In addition, in some cases it may make sense for the provider to route the request based on a specific locale or language request from the user. Different systems may be maintained regionally with different data sets or different logic may need to be applied to processing based on the consumer's locale.

3. Execution. The "service provider" (you can think of this as the host machine) receives the request, processes it, and calls the underlying business logic—you can think of this as the actual service. The results are packaged in a SOAP response document, which is returned to the caller.

If the SOAP envelope describes a service that the provider recognizes, the provider then can execute the service. The data in the SOAP document is passed to the function or method and any return values are encoded into a SOAP response.

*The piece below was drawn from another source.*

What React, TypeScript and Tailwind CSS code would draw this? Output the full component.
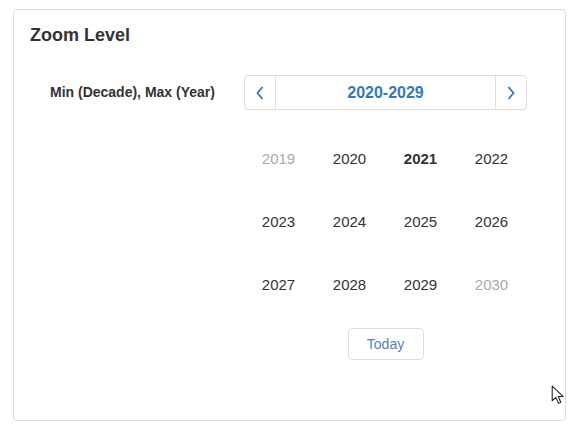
import React from 'react';

const years = [
  { y: 2019, muted: true },
  { y: 2020 },
  { y: 2021, current: true },
  { y: 2022 },
  { y: 2023 },
  { y: 2024 },
  { y: 2025 },
  { y: 2026 },
  { y: 2027 },
  { y: 2028 },
  { y: 2029 },
  { y: 2030, muted: true },
];

const Chevron = ({ dir }: { dir: 'left' | 'right' }) => (
  <svg width="10" height="16" viewBox="0 0 10 16" fill="none">
    <path
      d={dir === 'left' ? 'M7.5 2 L2.5 8 L7.5 14' : 'M2.5 2 L7.5 8 L2.5 14'}
      stroke="#337ab7"
      strokeWidth="1.8"
    />
  </svg>
);

export default function App() {
  return (
    <div className="w-[581px] h-[430px] bg-white pt-[9px] pl-[13px] relative" style={{ fontFamily: '"Liberation Sans", Arial, sans-serif' }}>
      <div className="w-[553px] h-[412px] border border-[#dddddd] rounded-[4px] px-4 pt-[14px]">
        {/* Title */}
        <h3 className="text-[18px] font-bold text-[#333333] leading-[22px]">Zoom Level</h3>

        <div className="flex mt-[29px]">
          <div className="w-[214px] pl-5 pt-[7px] text-[14px] font-bold text-[#333333] leading-[20px]">
            Min (Decade), Max (Year)
          </div>

          {/* Calendar */}
          <div className="w-[283px]">
            <div className="flex h-[35px] border border-[#dddddd] rounded-[4px]">
              <button className="w-[31px] flex items-center justify-center border-r border-[#dddddd]">
                <Chevron dir="left" />
              </button>
              <div className="flex-1 flex items-center justify-center text-[16px] font-bold text-[#337ab7]">
                2020-2029
              </div>
              <button className="w-[31px] flex items-center justify-center border-l border-[#dddddd]">
                <Chevron dir="right" />
              </button>
            </div>

            <div className="grid grid-cols-4 mt-[18px] -ml-px">
              {years.map((item) => (
                <div
                  key={item.y}
                  className={`h-[63px] flex items-center justify-center text-[15px] ${
                    item.muted ? 'text-[#aaaaaa]' : 'text-[#333333]'
                  } ${item.current ? 'font-bold' : ''}`}
                >
                  {item.y}
                </div>
              ))}
            </div>

            <div className="flex justify-center mt-[11px]">
              <button className="w-[76px] h-[32px] border border-[#dddddd] rounded-[4px] text-[14px] text-[#5a7fb8] bg-white">
                Today
              </button>
            </div>
          </div>
        </div>
      </div>

      {/* mouse cursor */}
      <svg className="absolute left-[551px] top-[385px]" width="15" height="21" viewBox="0 0 14 20">
        <path d="M1 1 L1 15 L4.5 11.8 L7 17.5 L9.2 16.5 L6.8 11 L11.5 11 Z" fill="white" stroke="#222" strokeWidth="1" strokeLinejoin="round" />
      </svg>
    </div>
  );
}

Unless, as noted above, the service's designer has made specific allowance for it, there is no way to tell either the service or the service provider what language or locale the response should use. While most of the data in the response will be locale neutral (that is, it will consist of abstract values like booleans, integers and floats that can be formatted by the receiving system ), some aspects of the processing may require a locale.

There is another aspect to providing the locale in the envelope instead of as part of the data. Recall that in "regular" (non-client/server) programming, the locale is part of the environment. The developer doesn't need to think about the locale in writing code, since the environment sets and manages all of the defaults. Although server writers historically have not had this luxury, it is by far a better design for the server to maintain the locale and language as part of the session context for a particular service or interaction. Developers can then focus on creating the right business logic for the service and rely on the system maintaining locale and language context.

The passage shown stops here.